WHAT IS ASKED: Carry none of the pictures over; set down the material below exactly.
########################################
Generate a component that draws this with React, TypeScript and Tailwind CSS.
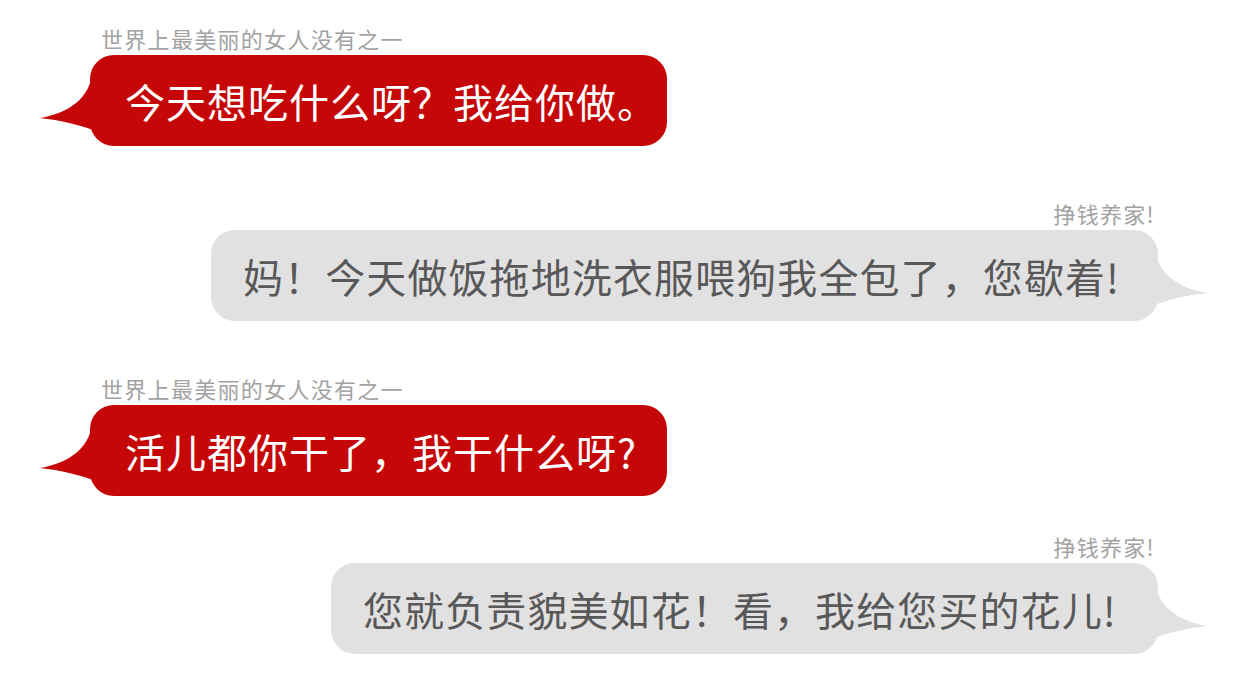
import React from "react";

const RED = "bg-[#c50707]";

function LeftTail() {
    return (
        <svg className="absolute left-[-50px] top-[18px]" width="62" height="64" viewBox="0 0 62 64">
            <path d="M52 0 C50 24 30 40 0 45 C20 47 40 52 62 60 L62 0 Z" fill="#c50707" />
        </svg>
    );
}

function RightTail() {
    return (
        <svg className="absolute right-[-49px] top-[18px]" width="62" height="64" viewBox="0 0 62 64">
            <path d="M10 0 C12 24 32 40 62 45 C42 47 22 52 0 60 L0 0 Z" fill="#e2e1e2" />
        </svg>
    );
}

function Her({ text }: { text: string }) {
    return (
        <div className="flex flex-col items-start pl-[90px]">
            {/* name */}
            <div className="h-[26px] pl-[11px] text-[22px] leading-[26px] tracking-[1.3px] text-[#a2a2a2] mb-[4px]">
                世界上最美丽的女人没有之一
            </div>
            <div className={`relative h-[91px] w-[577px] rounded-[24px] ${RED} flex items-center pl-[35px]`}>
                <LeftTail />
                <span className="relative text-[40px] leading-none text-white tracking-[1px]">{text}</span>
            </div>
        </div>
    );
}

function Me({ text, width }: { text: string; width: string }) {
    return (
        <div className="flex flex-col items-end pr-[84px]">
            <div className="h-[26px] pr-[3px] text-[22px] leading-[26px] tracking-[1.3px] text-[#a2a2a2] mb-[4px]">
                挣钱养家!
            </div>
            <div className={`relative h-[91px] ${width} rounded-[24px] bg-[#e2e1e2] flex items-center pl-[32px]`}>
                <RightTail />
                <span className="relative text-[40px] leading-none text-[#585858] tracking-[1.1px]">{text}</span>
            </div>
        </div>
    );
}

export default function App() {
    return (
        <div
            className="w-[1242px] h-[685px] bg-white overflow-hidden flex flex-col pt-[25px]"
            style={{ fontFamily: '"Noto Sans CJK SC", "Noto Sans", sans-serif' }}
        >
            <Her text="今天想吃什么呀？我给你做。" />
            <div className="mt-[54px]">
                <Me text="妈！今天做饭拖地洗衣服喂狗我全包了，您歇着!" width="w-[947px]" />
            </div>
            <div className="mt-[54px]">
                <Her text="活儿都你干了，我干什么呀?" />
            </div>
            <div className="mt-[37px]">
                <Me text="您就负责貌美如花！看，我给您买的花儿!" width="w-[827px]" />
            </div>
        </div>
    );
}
########################################
EXERCISE ANSWER:
Generate a component that draws this with React, TypeScript and Tailwind CSS.
import React from "react";

const RED = "bg-[#c50707]";

function LeftTail() {
    return (
        <svg className="absolute left-[-50px] top-[18px]" width="62" height="64" viewBox="0 0 62 64">
            <path d="M52 0 C50 24 30 40 0 45 C20 47 40 52 62 60 L62 0 Z" fill="#c50707" />
        </svg>
    );
}

function RightTail() {
    return (
        <svg className="absolute right-[-49px] top-[18px]" width="62" height="64" viewBox="0 0 62 64">
            <path d="M10 0 C12 24 32 40 62 45 C42 47 22 52 0 60 L0 0 Z" fill="#e2e1e2" />
        </svg>
    );
}

function Her({ text }: { text: string }) {
    return (
        <div className="flex flex-col items-start pl-[90px]">
            {/* name */}
            <div className="h-[26px] pl-[11px] text-[22px] leading-[26px] tracking-[1.3px] text-[#a2a2a2] mb-[4px]">
                世界上最美丽的女人没有之一
            </div>
            <div className={`relative h-[91px] w-[577px] rounded-[24px] ${RED} flex items-center pl-[35px]`}>
                <LeftTail />
                <span className="relative text-[40px] leading-none text-white tracking-[1px]">{text}</span>
            </div>
        </div>
    );
}

function Me({ text, width }: { text: string; width: string }) {
    return (
        <div className="flex flex-col items-end pr-[84px]">
            <div className="h-[26px] pr-[3px] text-[22px] leading-[26px] tracking-[1.3px] text-[#a2a2a2] mb-[4px]">
                挣钱养家!
            </div>
            <div className={`relative h-[91px] ${width} rounded-[24px] bg-[#e2e1e2] flex items-center pl-[32px]`}>
                <RightTail />
                <span className="relative text-[40px] leading-none text-[#585858] tracking-[1.1px]">{text}</span>
            </div>
        </div>
    );
}

export default function App() {
    return (
        <div
            className="w-[1242px] h-[685px] bg-white overflow-hidden flex flex-col pt-[25px]"
            style={{ fontFamily: '"Noto Sans CJK SC", "Noto Sans", sans-serif' }}
        >
            <Her text="今天想吃什么呀？我给你做。" />
            <div className="mt-[54px]">
                <Me text="妈！今天做饭拖地洗衣服喂狗我全包了，您歇着!" width="w-[947px]" />
            </div>
            <div className="mt-[54px]">
                <Her text="活儿都你干了，我干什么呀?" />
            </div>
            <div className="mt-[37px]">
                <Me text="您就负责貌美如花！看，我给您买的花儿!" width="w-[827px]" />
            </div>
        </div>
    );
}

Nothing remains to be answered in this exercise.